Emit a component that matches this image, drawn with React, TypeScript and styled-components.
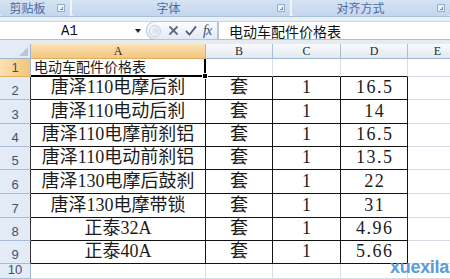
import React from 'react';
import styled, { createGlobalStyle } from 'styled-components';

const Global = createGlobalStyle`
  *, *::before, *::after { box-sizing: border-box; }
  html, body { margin: 0; padding: 0; width: 450px; height: 279px; overflow: hidden; background: #fff; }
  #root { width: 450px; height: 279px; }
`;

const Page = styled.div`
  position: relative;
  width: 450px;
  height: 279px;
  display: flex;
  flex-direction: column;
  overflow: hidden;
  background: #fff;
  font-family: "Noto Sans CJK SC", sans-serif;
`;

const Ribbon = styled.div`
  height: 17px;
  flex: none;
  display: flex;
  background: #e6eef8;
  border-bottom: 1px solid #a9c0dd;
`;

const Group = styled.div<{ $w: number; $shift: number }>`
  width: ${p => p.$w}px;
  flex: none;
  display: flex;
  align-items: center;
  padding-right: 5px;
  background: linear-gradient(#d6e3f3, #c3d6ee);
  border-right: 2px solid #eef4fb;
  border-radius: 0 0 3px 3px;
  &:last-child { flex: 1; border-right: none; }
  & > span:first-child { padding-right: ${p => p.$shift}px; }
`;

const GroupLabel = styled.span`
  flex: 1;
  text-align: center;
  font-size: 12px;
  line-height: 16px;
  color: #4d6c9d;
`;

const Launcher = styled.span`
  width: 8px;
  height: 8px;
  flex: none;
  border: 1px solid #97aecb;
  background: #e9f0f8;
  position: relative;
  &::after {
    content: '';
    position: absolute;
    right: 1px;
    bottom: 1px;
    width: 3px;
    height: 3px;
    border-right: 1px solid #6e87a9;
    border-bottom: 1px solid #6e87a9;
  }
`;

const Spacer = styled.div<{ $h: number; $bg: string }>`
  height: ${p => p.$h}px;
  flex: none;
  background: ${p => p.$bg};
`;

const FormulaBar = styled.div`
  height: 19px;
  flex: none;
  display: flex;
  background: #fff;
  border-top: 1px solid #c9d6e8;
  border-bottom: 1px solid #aebfd6;
`;

const NameBox = styled.div`
  width: 146px;
  flex: none;
  display: flex;
  align-items: center;
  padding-right: 5px;
`;

const NameText = styled.span`
  flex: 1;
  text-align: center;
  font-family: "Liberation Mono", monospace;
  font-size: 14px;
  color: #111;
  padding-left: 4px;
`;

const DropArrow = styled.span`
  width: 0;
  height: 0;
  border-left: 3px solid transparent;
  border-right: 3px solid transparent;
  border-top: 4px solid #222;
`;

const FxPill = styled.div`
  width: 72px;
  flex: none;
  display: flex;
  align-items: center;
  gap: 6px;
  padding-left: 2px;
  background: linear-gradient(#fbfcfe, #e3eaf4);
  border: 1px solid #b3c4db;
  border-radius: 9px 0 0 9px;
  margin: -1px 0;
`;

const Grip = styled.span`
  width: 12px;
  height: 12px;
  border-radius: 50%;
  border: 1px solid #c4cfdd;
  background: radial-gradient(circle at 60% 50%, #dde4ee 30%, #f4f7fb 70%);
`;

const FxIcon = styled.span`
  display: flex;
  align-items: center;
  justify-content: center;
  width: 12px;
`;

const FxText = styled.span`
  font-family: "Liberation Serif", serif;
  font-style: italic;
  font-size: 14px;
  color: #3d4f6b;
  letter-spacing: -1px;
`;

const FormulaText = styled.div`
  flex: 1;
  display: flex;
  align-items: center;
  padding-left: 10px;
  font-size: 14px;
  color: #111;
  border-left: 1px solid #b3c4db;
`;

const Grid = styled.div`
  flex: 1;
  display: grid;
  grid-template-columns: 31px 175px 67px 68px 67px 60px;
  grid-template-rows: 15px 18px 23px 24px 23px 23px 24px 24px 23px 23px 15px;
  overflow: hidden;
`;

const Corner = styled.div`
  position: relative;
  background: #e3ebf6;
  border-right: 1px solid #9eb6ce;
  border-bottom: 1px solid #9eb6ce;
  &::after {
    content: '';
    position: absolute;
    right: 2px;
    bottom: 2px;
    width: 0;
    height: 0;
    border-left: 9px solid transparent;
    border-bottom: 9px solid #b9c6d8;
  }
`;

const ColHeader = styled.div<{ $active?: boolean }>`
  display: flex;
  align-items: center;
  justify-content: center;
  font-family: "Liberation Serif", serif;
  font-size: 12px;
  color: #2a2a2a;
  background: ${p => (p.$active ? 'linear-gradient(#fae2b8, #f4c67d)' : 'linear-gradient(#f8fafd, #e3e9f2)')};
  border-right: 1px solid ${p => (p.$active ? '#e3ae5c' : '#a8bdd4')};
  border-bottom: 1px solid ${p => (p.$active ? '#e3ae5c' : '#9eb6ce')};
`;

const RowHeader = styled.div<{ $active?: boolean; $dark?: boolean }>`
  display: flex;
  align-items: flex-end;
  justify-content: center;
  padding-bottom: 1px;
  font-family: "Liberation Sans", sans-serif;
  font-size: 13px;
  line-height: 15px;
  color: #3f5272;
  background: ${p => (p.$active ? 'linear-gradient(90deg, #fbe0b0, #f5c676)' : '#e3ebf6')};
  border-right: 1px solid ${p => (p.$dark ? '#333' : '#9eb6ce')};
  border-bottom: 1px solid ${p => (p.$active ? '#e3ae5c' : '#a8bdd4')};
`;

const Cell = styled.div<{ $box?: boolean; $topBox?: boolean; $left?: boolean; $small?: boolean }>`
  display: flex;
  align-items: flex-end;
  justify-content: ${p => (p.$left ? 'flex-start' : 'center')};
  padding: 0 0 1px ${p => (p.$left ? '3px' : '0')};
  font-family: "Liberation Serif", "Noto Sans CJK SC", serif;
  font-size: ${p => (p.$small ? '14px' : '18px')};
  line-height: ${p => (p.$small ? '16px' : '21px')};
  color: #1c1c1c;
  white-space: nowrap;
  overflow: visible;
  border-right: 1px solid ${p => (p.$box ? '#111' : '#d6dde8')};
  border-bottom: 1px solid ${p => (p.$box || p.$topBox ? '#111' : '#d6dde8')};
`;

const Num = styled.span`
  letter-spacing: 1.5px;
  margin-right: -1.5px;
`;

const SelectedCell = styled(Cell)`
  position: relative;
  font-family: "Noto Sans CJK SC", sans-serif;
  border-right: 2px solid #000;
  border-bottom: 2px solid #000;
`;

const FillHandle = styled.span`
  position: absolute;
  right: -4px;
  bottom: -4px;
  width: 6px;
  height: 6px;
  background: #000;
  border: 1px solid #fff;
  z-index: 2;
`;

const Watermark = styled.div`
  position: absolute;
  right: 1px;
  bottom: 3px;
  font-family: "Liberation Sans", sans-serif;
  font-weight: bold;
  font-size: 18px;
  line-height: 18px;
  color: #4b92d4;
  opacity: 0.9;
  letter-spacing: -0.3px;
`;

const rows: [string, string, string][] = [
  ['唐泽110电摩后刹', '1', '16.5'],
  ['唐泽110电动后刹', '1', '14'],
  ['唐泽110电摩前刹铝', '1', '16.5'],
  ['唐泽110电动前刹铝', '1', '13.5'],
  ['唐泽130电摩后鼓刹', '1', '22'],
  ['唐泽130电摩带锁', '1', '31'],
  ['正泰32A', '1', '4.96'],
  ['正泰40A', '1', '5.66'],
];

export default function App() {
  return (
    <Page>
      <Global />
      <Ribbon>
        <Group $w={72} $shift={2}>
          <GroupLabel>剪贴板</GroupLabel>
          <Launcher />
        </Group>
        <Group $w={220} $shift={12}>
          <GroupLabel>字体</GroupLabel>
          <Launcher />
        </Group>
        <Group $w={158} $shift={8}>
          <GroupLabel>对齐方式</GroupLabel>
          <Launcher />
        </Group>
      </Ribbon>
      <Spacer $h={4} $bg="#eaf0f8" />
      <FormulaBar>
        <NameBox>
          <NameText>A1</NameText>
          <DropArrow />
        </NameBox>
        <FxPill>
          <Grip />
          <FxIcon>
            <svg width="11" height="11" viewBox="0 0 11 11">
              <path d="M2 2 L9 9 M9 2 L2 9" stroke="#5b6b82" strokeWidth="1.8" strokeLinecap="round" />
            </svg>
          </FxIcon>
          <FxIcon>
            <svg width="13" height="12" viewBox="0 0 13 12">
              <path d="M1.5 6.5 L4.8 10 L11.5 1.5" stroke="#4a5c78" strokeWidth="1.9" fill="none" strokeLinecap="round" strokeLinejoin="round" />
            </svg>
          </FxIcon>
          <FxText>fx</FxText>
        </FxPill>
        <FormulaText>电动车配件价格表</FormulaText>
      </FormulaBar>
      <Spacer $h={4} $bg="#e6ebf2" />
      <Grid>
        <Corner />
        <ColHeader $active>A</ColHeader>
        <ColHeader>B</ColHeader>
        <ColHeader>C</ColHeader>
        <ColHeader>D</ColHeader>
        <ColHeader>E</ColHeader>

        <RowHeader $active>1</RowHeader>
        <SelectedCell $left $small>
          电动车配件价格表
          <FillHandle />
        </SelectedCell>
        <Cell $topBox />
        <Cell $topBox />
        <Cell $topBox />
        <Cell />

        {rows.map(([name, qty, price], i) => (
          <React.Fragment key={i}>
            <RowHeader $dark>{i + 2}</RowHeader>
            <Cell $box>{name}</Cell>
            <Cell $box>套</Cell>
            <Cell $box>{qty}</Cell>
            <Cell $box>
              <Num>{price}</Num>
            </Cell>
            <Cell />
          </React.Fragment>
        ))}

        <RowHeader>10</RowHeader>
        <Cell />
        <Cell />
        <Cell />
        <Cell />
        <Cell />
      </Grid>
      <Watermark>xuexila</Watermark>
    </Page>
  );
}
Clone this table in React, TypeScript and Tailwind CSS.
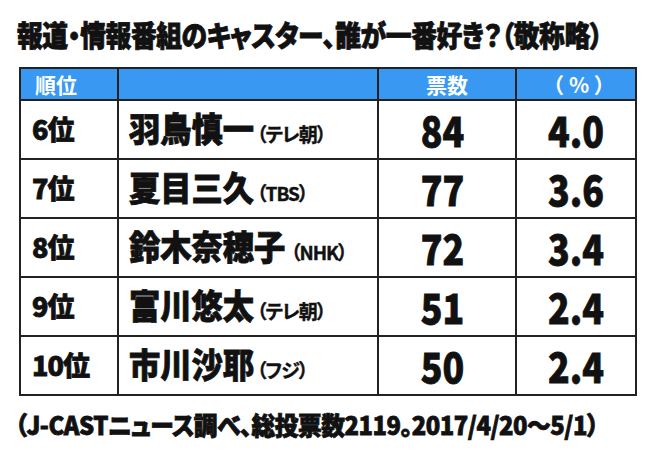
const rows = [
  { rank: '6位', name: '羽鳥慎一', station: '（テレ朝）', votes: '84', pct: '4.0' },
  { rank: '7位', name: '夏目三久', station: '（TBS）', votes: '77', pct: '3.6' },
  { rank: '8位', name: '鈴木奈穂子', station: '（NHK）', votes: '72', pct: '3.4' },
  { rank: '9位', name: '富川悠太', station: '（テレ朝）', votes: '51', pct: '2.4' },
  { rank: '10位', name: '市川沙耶', station: '（フジ）', votes: '50', pct: '2.4' },
];

const font = "font-['Noto_Sans_CJK_JP','Noto_Sans',sans-serif]";
const heavy = '[-webkit-text-stroke:0.8px_#111]';

export default function App() {
  return (
    <div className={`w-[645px] h-[456px] bg-white text-[#111] overflow-hidden ${font}`}>
      {/* title */}
      <div className="pl-[17px] pt-[14px] h-[67px]">
        <span className={`inline-block origin-left scale-x-[0.89] text-[29px] leading-[40px] font-black tracking-[-0.5px] whitespace-nowrap [font-feature-settings:'palt'] ${heavy}`}>
          報道・情報番組のキャスター、誰が一番好き？（敬称略）
        </span>
      </div>

      <div className="pl-[19px]">
        <table className="border-collapse border-2 border-[#222] table-fixed w-[616px]">
          <colgroup>
            <col className="w-[98px]" />
            <col className="w-[260px]" />
            <col className="w-[138px]" />
            <col className="w-[120px]" />
          </colgroup>
          <thead>
            <tr className="h-[32px] bg-[#3898f2] text-white text-[21px] font-bold leading-none">
              <th className="border-2 border-[#222] text-left pl-[14px] font-bold">順位</th>
              <th className="border-2 border-[#222]"></th>
              <th className="border-2 border-[#222] font-bold">票数</th>
              <th className="border-2 border-[#222] font-bold pl-[6px]">（ % ）</th>
            </tr>
          </thead>
          <tbody>
            {rows.map((r) => (
              <tr key={r.rank} className="h-[59px]">
                <td className={`border-2 border-[#222] pl-[11px] text-[27px] font-black whitespace-nowrap tracking-[-1px] ${heavy}`}>
                  {r.rank}
                </td>
                <td className="border-2 border-[#222] pl-[10px] whitespace-nowrap">
                  <span className={`inline-block origin-left scale-x-[0.92] text-[34px] font-black leading-none ${heavy}`}>{r.name}</span>
                  <span className="text-[19px] font-bold -ml-[8px] [font-feature-settings:'palt'] tracking-[-1px] [-webkit-text-stroke:0.4px_#111]">{r.station}</span>
                </td>
                <td className="border-2 border-[#222] text-center pr-[8px]">
                  <span className={`inline-block scale-x-[0.85] text-[42px] font-black leading-none ${heavy}`}>{r.votes}</span>
                </td>
                <td className="border-2 border-[#222] text-center">
                  <span className={`inline-block scale-x-[0.85] text-[42px] font-black leading-none ${heavy}`}>{r.pct}</span>
                </td>
              </tr>
            ))}
          </tbody>
        </table>
      </div>

      {/* footer note */}
      <div className="pl-[15px] pt-[10px]">
        <span className={`inline-block origin-left scale-x-[0.95] text-[25px] leading-[36px] font-black whitespace-nowrap tracking-[-0.5px] [font-feature-settings:'palt'] ${heavy}`}>
          （J-CASTニュース調べ、総投票数2119。2017/4/20～5/1）
        </span>
      </div>
    </div>
  );
}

+ + + + + + +

Go through the data above and find the lines with the word "components". Copy each of those lines.

Emit a component that matches this image, drawn with React, TypeScript and styled-components.
import styled, { createGlobalStyle } from 'styled-components';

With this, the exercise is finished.